● Instruction:
Copy out all lines in the data below containing the string "components".

● Data section:
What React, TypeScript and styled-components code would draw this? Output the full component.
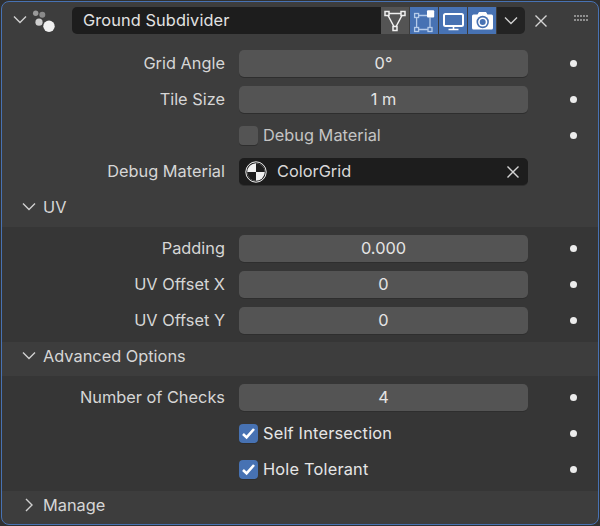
import React from "react";
import styled, { createGlobalStyle } from "styled-components";

const GlobalStyle = createGlobalStyle`
  html, body {
    margin: 0;
    padding: 0;
    background: #303030;
  }
  body {
    width: 600px;
    height: 526px;
    overflow: hidden;
    font-family: Inter, "Liberation Sans", sans-serif;
    font-size: 16.35px;
    color: #e0e0e0;
  }
`;

const Panel = styled.div`
  box-sizing: border-box;
  width: 598px;
  height: 524px;
  margin: 1px;
  border: 1px solid #4772b3;
  border-radius: 8px;
  background: #3d3d3d;
  overflow: hidden;
`;

const Header = styled.div`
  display: flex;
  align-items: center;
  height: 27px;
  margin-top: 5px;
  padding-left: 7px;
`;

const HeaderToggle = styled.div`
  display: flex;
  width: 22px;
  margin-bottom: 2px;
  justify-content: center;
  align-items: center;
`;

const ModifierMark = styled.svg`
  width: 28px;
  height: 24px;
  margin-right: 13px;
`;

const NameBox = styled.div`
  display: flex;
  align-items: center;
  width: 309px;
  height: 27px;
  box-sizing: border-box;
  padding: 0 0 2px 11px;
  background: #1d1d1d;
  border-radius: 5px 0 0 5px;
  color: #e2e2e2;
  letter-spacing: 0.1px;
`;

const ToggleGroup = styled.div`
  display: flex;
  gap: 1px;
`;

const Toggle = styled.div<{ $on?: boolean }>`
  display: flex;
  width: 28px;
  height: 27px;
  align-items: center;
  justify-content: center;
  background: ${(p) => (p.$on ? "#4772b3" : "#545454")};
`;

const DropTail = styled.div`
  display: flex;
  width: 28px;
  height: 27px;
  margin-left: 1px;
  align-items: center;
  justify-content: center;
  background: #232323;
  border-radius: 0 5px 5px 0;
`;

const CloseWrap = styled.div`
  display: flex;
  margin-left: 6px;
  width: 20px;
  justify-content: center;
`;

const Grip = styled.div`
  display: grid;
  grid-template-columns: repeat(5, 2px);
  gap: 2px 1px;
  margin-left: 23px;
  margin-top: -6px;

  i {
    width: 2px;
    height: 2px;
    background: #8f8f8f;
  }
`;

const Body = styled.div<{ $top?: number }>`
  display: flex;
  flex-direction: column;
  gap: 9px;
  padding: ${(p) => p.$top ?? 8}px 0 8px;
`;

const Sunken = styled(Body)`
  background: #363636;
`;

const Row = styled.div`
  display: grid;
  grid-template-columns: 223px 289px 45px;
  column-gap: 14px;
  height: 27px;
  align-items: center;
`;

const Label = styled.div`
  padding-bottom: 2px;
  text-align: right;
  color: #d6d6d6;
`;

const Field = styled.div`
  height: 27px;
  line-height: 26px;
  text-align: center;
  background: #545454;
  border-radius: 5px;
  box-shadow: 0 1px 0 #2e2e2e;
  color: #e4e4e4;
`;

const CheckCell = styled.div`
  display: flex;
  align-items: center;
  gap: 5px;
`;

const CheckBox = styled.div<{ $on?: boolean }>`
  display: flex;
  width: 19px;
  height: 19px;
  align-items: center;
  justify-content: center;
  background: ${(p) => (p.$on ? "#4772b3" : "#545454")};
  border-radius: 4px;
  box-shadow: 0 1px 0 #2e2e2e;
`;

const CheckLabel = styled.span<{ $on?: boolean }>`
  padding-bottom: 2px;
  color: ${(p) => (p.$on ? "#e6e6e6" : "#c4c4c4")};
  letter-spacing: ${(p) => (p.$on ? "0.2px" : "0")};
`;

const MaterialField = styled.div`
  display: flex;
  align-items: center;
  height: 27px;
  box-sizing: border-box;
  padding: 0 8px 0 6px;
  background: #1d1d1d;
  border-radius: 5px;
  box-shadow: 0 1px 0 #2e2e2e;
  color: #d8d8d8;
`;

const MaterialName = styled.span`
  flex: 1;
  margin-left: 10px;
  padding-bottom: 2px;
`;

const Dot = styled.div`
  width: 7px;
  height: 7px;
  margin-left: 28px;
  border-radius: 50%;
  background: #ececec;
`;

const SectionHeader = styled.div<{ $tall?: number }>`
  display: flex;
  align-items: center;
  box-sizing: border-box;
  height: ${(p) => p.$tall ?? 34}px;
  padding-left: 16px;
  padding-bottom: 6px;
  color: #d6d6d6;
`;

const SectionArrow = styled.div`
  display: flex;
  width: 22px;
  margin-right: 3px;
  justify-content: center;
`;

const chevronDown = (
  <svg width="16" height="10" viewBox="0 0 16 10" fill="none" stroke="#d0d0d0" strokeWidth="1.4">
    <path d="M2 1.5 L8 7.5 L14 1.5" />
  </svg>
);

const chevronRight = (
  <svg width="10" height="16" viewBox="0 0 10 16" fill="none" stroke="#d0d0d0" strokeWidth="1.4">
    <path d="M2 2 L8 8 L2 14" />
  </svg>
);

const cross = (
  <svg width="14" height="14" viewBox="0 0 14 14" fill="none" stroke="#d4d4d4" strokeWidth="1.4">
    <path d="M1.5 1.5 L12.5 12.5 M12.5 1.5 L1.5 12.5" />
  </svg>
);

const tick = (
  <svg width="15" height="13" viewBox="0 0 15 13" fill="none" stroke="#fff" strokeWidth="2.6">
    <path d="M2 7 L5.6 10.4 L13 2" />
  </svg>
);

function App() {
  return (
    <>
      <GlobalStyle />
      <Panel>
        <Header>
          <HeaderToggle>{chevronDown}</HeaderToggle>
          <ModifierMark viewBox="0 0 28 24">
            <circle cx="4.7" cy="4.2" r="2.7" fill="#9a9a9a" />
            <circle cx="11.3" cy="5.8" r="3" fill="#8a8a8a" />
            <circle cx="8" cy="13.2" r="3.6" fill="#cfcfcf" />
            <circle cx="18" cy="17.2" r="5.7" fill="#f0f0f0" />
          </ModifierMark>
          <NameBox>Ground Subdivider</NameBox>
          <ToggleGroup>
            <Toggle>
              <svg width="24" height="24" viewBox="0 0 24 24" fill="none" stroke="#f0f0f0" strokeWidth="1.5">
                <path d="M4 4.5 H20 L12 19.5 Z" />
                <rect x="2" y="2.5" width="4" height="4" fill="#545454" />
                <rect x="18" y="2.5" width="4" height="4" fill="#545454" />
                <rect x="10" y="17.5" width="4" height="4" fill="#545454" />
              </svg>
            </Toggle>
            <Toggle $on>
              <svg width="24" height="24" viewBox="0 0 24 24" fill="none" stroke="#b5cbe9" strokeWidth="1.3">
                <path d="M4.6 8.5 V18.5 M6.6 20.5 H16 M18 18.5 V8.5 M6.6 6.5 H15" />
                <rect x="2.6" y="4.5" width="4" height="4" />
                <rect x="2.6" y="18.5" width="4" height="4" />
                <rect x="16" y="18.5" width="4" height="4" />
                <rect x="15" y="1.2" width="7.2" height="7.2" rx="1" fill="#fff" stroke="none" />
              </svg>
            </Toggle>
            <Toggle $on>
              <svg width="24" height="24" viewBox="0 0 24 24" fill="none" stroke="#fff" strokeWidth="1.6">
                <rect x="3" y="5" width="19" height="12" rx="1.5" strokeWidth="2" />
                <path d="M12.5 17 V20 M7.5 20.5 H17.5" />
              </svg>
            </Toggle>
            <Toggle $on>
              <svg width="24" height="24" viewBox="0 0 24 24" fill="none">
                <path d="M2 7 Q2 5.5 3.5 5.5 H7.5 L9 3 H16 L17.5 5.5 H21.5 Q23 5.5 23 7 V19 Q23 20.5 21.5 20.5 H3.5 Q2 20.5 2 19 Z" fill="#fff" />
                <circle cx="12.7" cy="13" r="6.2" fill="#4772b3" />
                <circle cx="12.7" cy="13" r="4.6" fill="#fff" />
                <circle cx="12.7" cy="13" r="3" fill="#4772b3" />
              </svg>
            </Toggle>
          </ToggleGroup>
          <DropTail>{chevronDown}</DropTail>
          <CloseWrap>{cross}</CloseWrap>
          <Grip>
            {Array.from({ length: 10 }, (_, i) => (
              <i key={i} />
            ))}
          </Grip>
        </Header>

        <Body $top={16}>
          <Row>
            <Label>Grid Angle</Label>
            <Field>0°</Field>
            <Dot />
          </Row>
          <Row>
            <Label>Tile Size</Label>
            <Field>1 m</Field>
            <Dot />
          </Row>
          <Row>
            <span />
            <CheckCell>
              <CheckBox />
              <CheckLabel>Debug Material</CheckLabel>
            </CheckCell>
            <Dot />
          </Row>
          <Row>
            <Label>Debug Material</Label>
            <MaterialField>
              <svg width="22" height="22" viewBox="0 0 22 22">
                <circle cx="11" cy="11" r="10.2" fill="none" stroke="#f0f0f0" strokeWidth="1" />
                <circle cx="11" cy="11" r="8.8" fill="#f0f0f0" />
                <path d="M11 11 V2.2 A8.8 8.8 0 0 1 19.8 11 Z" fill="#1d1d1d" />
                <path d="M11 11 H2.2 A8.8 8.8 0 0 0 11 19.8 Z" fill="#1d1d1d" />
              </svg>
              <MaterialName>ColorGrid</MaterialName>
              {cross}
            </MaterialField>
            <span />
          </Row>
        </Body>

        <SectionHeader>
          <SectionArrow>{chevronDown}</SectionArrow>
          UV
        </SectionHeader>
        <Sunken>
          <Row>
            <Label>Padding</Label>
            <Field>0.000</Field>
            <Dot />
          </Row>
          <Row>
            <Label>UV Offset X</Label>
            <Field>0</Field>
            <Dot />
          </Row>
          <Row>
            <Label>UV Offset Y</Label>
            <Field>0</Field>
            <Dot />
          </Row>
        </Sunken>

        <SectionHeader>
          <SectionArrow>{chevronDown}</SectionArrow>
          Advanced Options
        </SectionHeader>
        <Sunken>
          <Row>
            <Label>Number of Checks</Label>
            <Field>4</Field>
            <Dot />
          </Row>
          <Row>
            <span />
            <CheckCell>
              <CheckBox $on>{tick}</CheckBox>
              <CheckLabel $on>Self Intersection</CheckLabel>
            </CheckCell>
            <Dot />
          </Row>
          <Row>
            <span />
            <CheckCell>
              <CheckBox $on>{tick}</CheckBox>
              <CheckLabel $on>Hole Tolerant</CheckLabel>
            </CheckCell>
            <Dot />
          </Row>
        </Sunken>

        <SectionHeader $tall={33}>
          <SectionArrow>{chevronRight}</SectionArrow>
          Manage
        </SectionHeader>
      </Panel>
    </>
  );
}

export default App;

● Response to this task:
What React, TypeScript and styled-components code would draw this? Output the full component.
import styled, { createGlobalStyle } from "styled-components";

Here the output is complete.